If we are serious about backing British agriculture and business, this is exactly the kind of sector that deserves targeted support. Yet, as is too often the case in the UK today, the more businesses grow, the more they seem to be penalised by heavy-handed regulation. Take the extended producer responsibility—EPR—scheme, which affects businesses, including winemakers with a turnover of £1 million or more—a threshold that many of our leading vineyards are proudly surpassing. That success comes at a cost. EPR imposes disproportionately high fees on glass packaging, but glass is the only viable material for sparkling wine. On top of all that, winemakers now face hours of additional paperwork collecting data on the type and weight of materials used, simply to remain compliant with opaque packaging rules.
That is not the only example of over-regulation choking the industry. The previously flat wine duty has now been replaced by 30 different rates based on tiny, 0.1% increments of alcohol content. In the context of wine, that makes no practical sense. As has already been pointed out in the House by the hon. Member for Wimbledon (Mr Kohler), ABV varies naturally by vintage and by vat. It is hugely difficult to predict and the system causes confusion, not clarity. Although I accept that the Minister did not create that system, will he take the opportunity to outline what steps the Government might take to ensure that our wine producers can spend more of their time tending their vines, rather than filling out forms?
While the previous Government may have implemented some regulations that caused challenges to wine producers, they recognised the need for active investment in the UK wine industry. I was pleased to see them establish the future winemakers’ scheme, with £1.5 million set aside for training opportunities for the next generation of viticulturists. Will the Minister recommit to the scheme today, ensuring that the UK wine industry secures the future talent it needs to reach its full potential?

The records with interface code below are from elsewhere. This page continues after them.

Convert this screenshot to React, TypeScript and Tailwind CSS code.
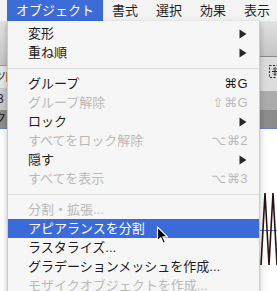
import React from "react";

type Item =
  | { sep: true }
  | {
      sep?: false;
      label: string;
      sc?: string;
      arrow?: boolean;
      disabled?: boolean;
      hi?: boolean;
    };

const items: Item[] = [
  { label: "変形", arrow: true },
  { label: "重ね順", arrow: true },
  { sep: true },
  { label: "グループ", sc: "⌘G" },
  { label: "グループ解除", sc: "⇧⌘G", disabled: true },
  { label: "ロック", arrow: true },
  { label: "すべてをロック解除", sc: "⌥⌘2", disabled: true },
  { label: "隠す", arrow: true },
  { label: "すべてを表示", sc: "⌥⌘3", disabled: true },
  { sep: true },
  { label: "分割・拡張...", disabled: true },
  { label: "アピアランスを分割", hi: true },
  { label: "ラスタライズ..." },
  { label: "グラデーションメッシュを作成..." },
  { label: "モザイクオブジェクトを作成...", disabled: true },
];

function Arrow() {
  return (
    <svg width="8" height="10" viewBox="0 0 8 10" className="mr-[1px]">
      <polygon points="0.5,0.5 7.5,5 0.5,9.5" fill="#262626" />
    </svg>
  );
}

function Menu() {
  return (
    <div className="absolute top-[21px] left-[7px] w-[253px] h-[280px] bg-[#f6f6f6] border-x border-[#cbcbcb] shadow-[0_2px_6px_rgba(0,0,0,0.25)] pt-[3px] flex flex-col">
      {items.map((it, i) =>
        it.sep ? (
          <div key={i} className="h-[12px] flex items-center">
            <div className="h-px w-full bg-[#dcdcdc]" />
          </div>
        ) : (
          <div
            key={i}
            className={
              it.hi
                ? "h-[19px] shrink-0 flex items-center justify-between pl-[20px] pr-[11px] bg-[#3c6bd9] text-white"
                : it.disabled
                ? "h-[19px] shrink-0 flex items-center justify-between pl-[20px] pr-[11px] text-[#b9b9b9]"
                : "h-[19px] shrink-0 flex items-center justify-between pl-[20px] pr-[11px] text-[#1c1c1c]"
            }
          >
            <span className="leading-[19px] whitespace-nowrap">{it.label}</span>
            {it.sc ? (
              <span className="leading-[19px] font-['Liberation_Sans','DejaVu_Sans',sans-serif] tracking-[0.5px]">
                {it.sc}
              </span>
            ) : null}
            {it.arrow ? <Arrow /> : null}
          </div>
        )
      )}
    </div>
  );
}

function Cursor() {
  return (
    <svg
      width="13"
      height="19"
      viewBox="0 0 13 19"
      className="absolute left-[156px] top-[226px]"
    >
      <path
        d="M1.5 1 L1.5 15 L4.8 11.8 L7.2 17.3 L9.4 16.3 L7 10.9 L11.5 10.9 Z"
        fill="#000"
        stroke="#fff"
        strokeWidth="1.2"
        strokeLinejoin="round"
      />
    </svg>
  );
}

export default function App() {
  const bar = ["書式", "選択", "効果", "表示"];
  return (
    <div className="relative w-[277px] h-[291px] overflow-hidden bg-white text-[13px] font-['Liberation_Sans','Noto_Sans_CJK_JP',sans-serif]">
      {/* menu bar */}
      <div className="flex h-[21px] bg-[#f3f3f3] pl-[7px] text-[#1f1f1f] leading-[21px] whitespace-nowrap">
        <div className="px-[9px] bg-[#3d6bd8] text-white">オブジェクト</div>
        {bar.map((b) => (
          <div key={b} className="px-[9px]">
            {b}
          </div>
        ))}
      </div>

      {/* app body behind the menu */}
      <div className="flex h-[270px]">
        {/* left strip */}
        <div className="w-[7px] flex flex-col overflow-hidden text-[12px]">
          <div className="h-[44px] shrink-0 bg-gradient-to-b from-[#e2e2e2] to-[#c4c4c4]" />
          <div className="h-px shrink-0 bg-[#9a9a9a]" />
          <div className="h-[22px] shrink-0 bg-[#e4e4e4] flex items-center">
            <span className="ml-[-6px] text-[#333] leading-none">ツ</span>
            <div className="w-px h-[10px] bg-[#c77a2c]" />
          </div>
          <div className="h-[22px] shrink-0 bg-[#c8c8c8] flex items-center">
            <span className="ml-[-3px] text-[#222] leading-none">3</span>
          </div>
          <div className="h-[18px] shrink-0 bg-[#8e8e8e] flex items-center">
            <span className="ml-[-6px] text-[#111] leading-none">ク</span>
          </div>
          <div className="h-px shrink-0 bg-[#6a7ed8]" />
          <div className="flex-1 bg-white" />
        </div>

        {/* middle (covered by menu) */}
        <div className="flex-1 flex flex-col">
          <div className="h-[35px] shrink-0 bg-gradient-to-b from-[#e2e2e2] to-[#c4c4c4]" />
          <div className="h-px shrink-0 bg-[#8a8a8a]" />
          <div className="h-[34px] shrink-0 bg-[#dcdcdc]" />
          <div className="h-[19px] shrink-0 bg-[#acacac]" />
          <div className="h-[18px] shrink-0 bg-[#8b8b8b]" />
          <div className="h-px shrink-0 bg-[#6a7ed8]" />
          <div className="flex-1 bg-white" />
        </div>

        {/* right strip */}
        <div className="w-[17px] flex flex-col">
          <div className="h-[35px] shrink-0 bg-gradient-to-b from-[#e2e2e2] to-[#c4c4c4]" />
          <div className="h-px shrink-0 bg-[#8a8a8a]" />
          <div className="h-[34px] shrink-0 bg-[#dcdcdc] pl-[9px] pt-[8px]">
            <svg width="12" height="13" viewBox="0 0 12 13">
              <rect
                x="0.5"
                y="0.5"
                width="11"
                height="12"
                fill="none"
                stroke="#222"
                strokeWidth="1"
                strokeDasharray="2 1.5"
              />
              <path d="M6 3 L6 10 M3 6.5 L9 6.5" stroke="#222" strokeWidth="1" />
              <path d="M4 4.5 L6 2.5 L8 4.5 M4 8.5 L6 10.5 L8 8.5" fill="none" stroke="#222" strokeWidth="0.8" />
            </svg>
          </div>
          <div className="h-[19px] shrink-0 bg-[#acacac]" />
          <div className="h-[18px] shrink-0 bg-[#8b8b8b]" />
          <div className="h-px shrink-0 bg-[#6a7ed8]" />
          <div className="flex-1 bg-white">
            <svg width="17" height="162" viewBox="0 0 17 162">
              <line x1="0" y1="101.5" x2="17" y2="101.5" stroke="#5b7fe0" strokeWidth="1" />
              <polyline
                points="1,136 5,64 9,136 13,64 17,136"
                fill="none"
                stroke="#2a1212"
                strokeWidth="1.6"
                strokeLinejoin="miter"
              />
            </svg>
          </div>
        </div>
      </div>

      <Menu />
      <Cursor />
    </div>
  );
}
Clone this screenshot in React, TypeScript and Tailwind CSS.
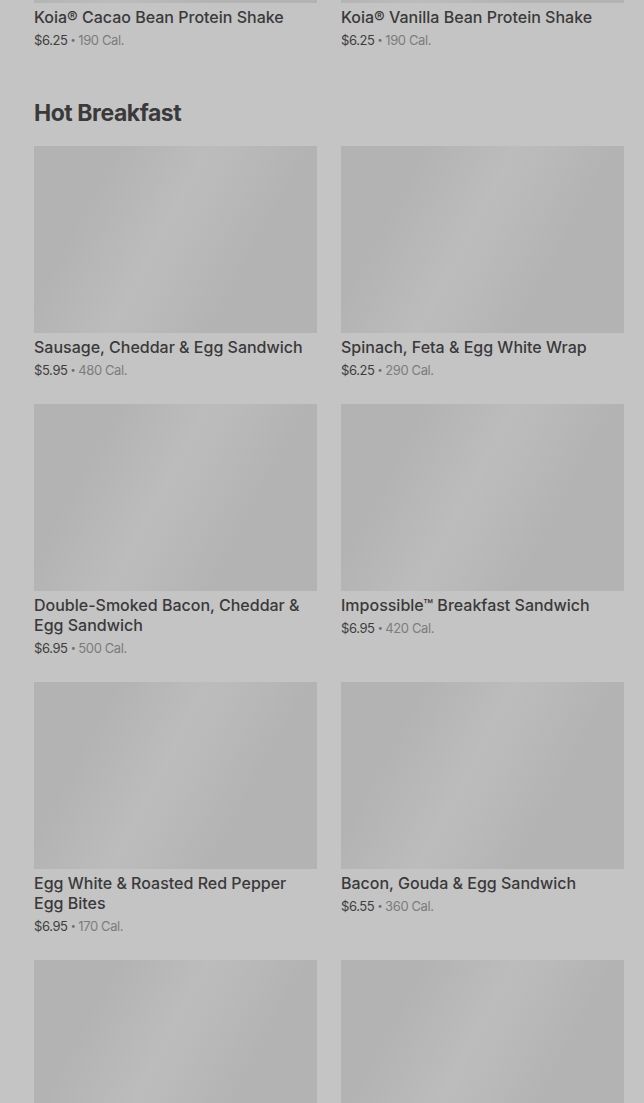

Though welcome, deregulation and training schemes alone are not enough. If we allow the definition of English wine to be blurred or co-opted, the industry risks dying on the vine. There is serious concern among winemakers that third-country producers could ship foreign-made still wine in bulk to the UK, carbonate or transform the product here, and market it in a way that implies it was locally made. That would be misleading to consumers, would undermine the integrity of the English wine label, and would make a mockery of the investment our producers have made in their land, climate and local communities.
I want to press the Minister on a simple point: will he commit to ensuring, particularly as the Government restart their third round of post-Brexit wine industry reforms, that wines sold as British or English must be made exclusively from British-grown grapes? He knows as well as I do that the majority of UK wine is sparkling. I am sure he would agree that English wine deserves the same protected designation of origin—PDO status—that champagne and prosecco receive in their respective markets.
There are few products that bring together so many public goods: rural jobs, tourism, export potential, environmental stewardship and national pride. English wine is not a nostalgia project or a romantic curiosity; it is a viable, growing industry—one that sits at the intersection of agriculture, manufacturing, hospitality and culture. To support this fantastic product is to invest in our countryside and our brand as a country. We have the chance, as English Wine Week says, to “Create new traditions.” I ask the Minister to seize that opportunity: let us support wine tourism and, above all, ensure that the label “English wine” means what it says—wine made from English grapes on English soil.